Many Ro5 targets have been successfully drugged already, and an increasing number of bRo5 targets are emerging that require advanced drug design and synthesis methods. Examples of such targets include multimeric protein complexes with essential protein-protein interfaces that determine functionality. mTORC1 is a very large multimeric protein complex that phosphorylates a variety of critical downstream proteins, including 4EBP1. Thus far Ro5 compounds directed to mTORC1 have proven to be imperfect cancer drugs and none are approved for use. Revolution Medicines has a major commitment to developing bRo5 small molecule drug candidates for targets like 4EBP1/mTORC1.
Aberrant activation of the PI3K-AKT-PTEN-mTOR signaling pathway, which occurs in the majority of cancers, drives the production of cancer-causing proteins.
The mTOR Complex 1 (mTORC1) acts as a central node in the pathway by driving a variety of biological outcomes that promote cancer, including stimulating translation of key oncogenes. When mTORC1 signaling is triggered in cancer cells, it causes phosphorylation and inactivation of the translation inhibitor 4EBP1. Since 4EBP1 is a tumor suppressor, its inactivation by phosphorylation is believed to be an oncogenic contributor. Understanding this pathway leads to the hypothesis that preservation of 4EBP1 tumor suppressor activity should confer significant therapeutic value in specific cancer contexts. Our goal is to develop new compounds that effectively prevent phosphorylation of 4EBP1—and thereby preserve its activity as a tumor suppressor—even when the mTORC1 pathway is activated.
The natural product rapamycin partially inhibits mTORC1 activity, and derivatives of rapamycin (rapalogs) are used to treat some forms of cancer, including breast cancer and renal cell carcinoma. Unfortunately, rapamycin and other known rapalogs do not potently and consistently inhibit mTORC1-mediated phosphorylation of 4EBP1 in cancer cells. In addition, rapamycin and rapalogs have clinical toxicities that may prevent them being administered to patients at doses required to effectively reactivate 4EBP1. Alternative efforts by the drug discovery field to develop active site inhibitors of the mTOR kinase have failed to achieve the goal of preserving 4EBP1 tumor suppressor function in patients due to a poor tolerability profile, which may be attributable at least in part due to concurrent inhibition of the mTORC2 complex (which is also sensitive to rapalogs).

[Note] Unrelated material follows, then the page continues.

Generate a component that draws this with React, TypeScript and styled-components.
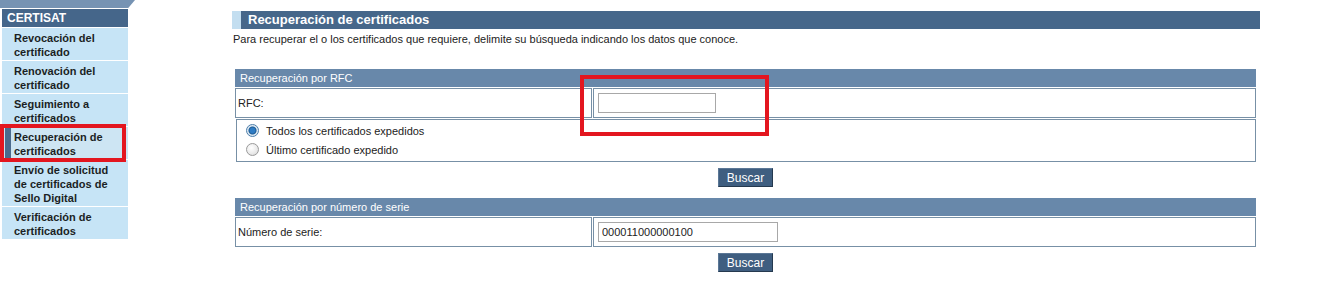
import styled, { createGlobalStyle } from 'styled-components';
import React from 'react';

const GlobalStyle = createGlobalStyle`
  body {
    margin: 0;
    background: #ffffff;
    font-family: "Liberation Sans", Arial, sans-serif;
  }
`;

const menu = [
  { label: 'Revocación del certificado' },
  { label: 'Renovación del certificado' },
  { label: 'Seguimiento a certificados' },
  { label: 'Recuperación de certificados', active: true },
  { label: 'Envío de solicitud de certificados de Sello Digital' },
  { label: 'Verificación de certificados' },
];

export default function App() {
  return (
    <Page>
      <GlobalStyle />

      <Sidebar>
        <TopTab />
        <MenuHeader>CERTISAT</MenuHeader>
        {menu.map((item) => (
          <MenuItem key={item.label} $active={item.active}>
            {item.label}
          </MenuItem>
        ))}
        <Highlight style={{ left: 0, top: 124, width: 126, height: 38 }} />
      </Sidebar>

      <Main>
        <TitleBar>Recuperación de certificados</TitleBar>
        <Intro>
          Para recuperar el o los certificados que requiere, delimite su búsqueda indicando los datos que conoce.
        </Intro>

        <Section>
          <SectionHeader>Recuperación por RFC</SectionHeader>
          <Row>
            <LabelCell>RFC:</LabelCell>
            <InputCell>
              <TextInput $width={118} defaultValue="" />
            </InputCell>
          </Row>
          <OptionsBox>
            <Option>
              <Radio $checked />
              Todos los certificados expedidos
            </Option>
            <Option>
              <Radio />
              Último certificado expedido
            </Option>
          </OptionsBox>
          <ButtonRow>
            <Button>Buscar</Button>
          </ButtonRow>
          <Highlight style={{ left: 345, top: 6, width: 189, height: 61 }} />
        </Section>

        <Section $gap={11}>
          <SectionHeader>Recuperación por número de serie</SectionHeader>
          <Row>
            <LabelCell>Número de serie:</LabelCell>
            <InputCell>
              <TextInput $width={180} defaultValue="000011000000100" />
            </InputCell>
          </Row>
          <ButtonRow>
            <Button>Buscar</Button>
          </ButtonRow>
        </Section>
      </Main>
    </Page>
  );
}

const Page = styled.div`
  display: flex;
  align-items: flex-start;
  width: 1339px;
  height: 308px;
  overflow: hidden;
`;

const Sidebar = styled.nav`
  position: relative;
  width: 126px;
  padding-left: 2px;
  display: flex;
  flex-direction: column;
  gap: 1px;
`;

const TopTab = styled.div`
  height: 8px;
  margin-left: -2px;
  width: 135px;
  background: #7693b3;
  clip-path: polygon(0 0, 100% 0, 95% 100%, 0 100%);
`;

const MenuHeader = styled.div`
  height: 18px;
  line-height: 18px;
  padding-left: 5px;
  background: #45668a;
  color: #ffffff;
  font-size: 12px;
  font-weight: bold;
`;

const MenuItem = styled.div<{ $active?: boolean }>`
  padding: 3px 6px 1px 12px;
  background: ${(p) =>
    p.$active
      ? 'linear-gradient(to right, #cde5f3 0 3px, #4a6b8d 3px 9px, #cde5f3 9px)'
      : '#c6e4f6'};
  color: #1b1f24;
  font-size: 11px;
  font-weight: bold;
  line-height: 14px;
`;

const Highlight = styled.div`
  position: absolute;
  border: 4px solid #e3161f;
  box-sizing: border-box;
  pointer-events: none;
`;

const Main = styled.main`
  margin-left: 104px;
  padding-top: 11px;
  width: 1028px;
`;

const TitleBar = styled.h1`
  margin: 0;
  height: 18px;
  line-height: 18px;
  border-left: 9px solid #c3def0;
  padding-left: 7px;
  background: #46678a;
  color: #ffffff;
  font-size: 13px;
  font-weight: bold;
`;

const Intro = styled.p`
  margin: 2px 0 0 1px;
  font-size: 11px;
  line-height: 16px;
  color: #222222;
`;

const Section = styled.section<{ $gap?: number }>`
  position: relative;
  margin: ${(p) => p.$gap ?? 22}px 4px 0 3px;
  display: flex;
  flex-direction: column;
  gap: 1px;
`;

const SectionHeader = styled.div`
  height: 18px;
  line-height: 18px;
  padding-left: 5px;
  background: #6888aa;
  color: #ffffff;
  font-size: 11px;
`;

const Row = styled.div`
  display: flex;
  gap: 1px;
  height: 30px;
`;

const Cell = styled.div`
  box-sizing: border-box;
  height: 100%;
  border: 1px solid #7790a6;
  display: flex;
  align-items: center;
  font-size: 11px;
  color: #222222;
`;

const LabelCell = styled(Cell)`
  width: 357px;
  padding-left: 2px;
`;

const InputCell = styled(Cell)`
  flex: 1;
  padding-left: 4px;
`;

const TextInput = styled.input<{ $width: number }>`
  box-sizing: border-box;
  width: ${(p) => p.$width}px;
  height: 20px;
  border: 1px solid #a8a8a8;
  padding: 0 3px;
  font-family: "Liberation Sans", Arial, sans-serif;
  font-size: 11px;
  color: #222222;
  outline: none;
`;

const OptionsBox = styled.div`
  box-sizing: border-box;
  height: 43px;
  margin-left: 1px;
  border: 1px solid #7790a6;
  padding: 4px 0 0 9px;
  display: flex;
  flex-direction: column;
  gap: 6px;
`;

const Option = styled.label`
  display: flex;
  align-items: center;
  gap: 7px;
  height: 13px;
  font-size: 11px;
  color: #222222;
`;

const Radio = styled.span<{ $checked?: boolean }>`
  box-sizing: border-box;
  width: 13px;
  height: 13px;
  border-radius: 50%;
  border: 1px solid ${(p) => (p.$checked ? '#4d7eaa' : '#9a9a9a')};
  background: ${(p) =>
    p.$checked
      ? 'radial-gradient(circle, #2d7bc4 0 2.5px, #1c5a93 3.5px, #d9e6f1 4.5px, #f4f7fa 100%)'
      : 'radial-gradient(circle at 40% 35%, #ffffff 0, #e9e9e9 60%, #cfcfcf 100%)'};
`;

const ButtonRow = styled.div`
  display: flex;
  justify-content: center;
  padding-top: 5px;
`;

const Button = styled.button`
  height: 19px;
  width: 55px;
  padding: 0;
  border: 1px solid #25394f;
  border-top-color: #5b7796;
  border-left-color: #5b7796;
  background: #3f5e80;
  color: #ffffff;
  font-family: "Liberation Sans", Arial, sans-serif;
  font-size: 12px;
  cursor: pointer;
`;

Through its proprietary synthetic chemistry platform, Revolution Medicines is developing a novel class of bRo5 inhibitors that preserve the tumor suppressor function of 4EBP1 by thoroughly yet selectively inhibiting mTORC1 and minimizing or entirely avoiding inhibition of mTORC2 and other cellular enzymes. We hypothesize that by avoiding off-target effects, our proprietary inhibitors will be uniquely suitable for administration to cancer patients at doses that reactivate the tumor suppressor effects of 4EBP1.
We have developed a collection of potent and highly selective drug leads targeting 4EBP1/mTORC1. These compounds are currently undergoing preclinical testing to guide late-stage optimization as needed in order to identify a development candidate that can be brought forward for clinical trials.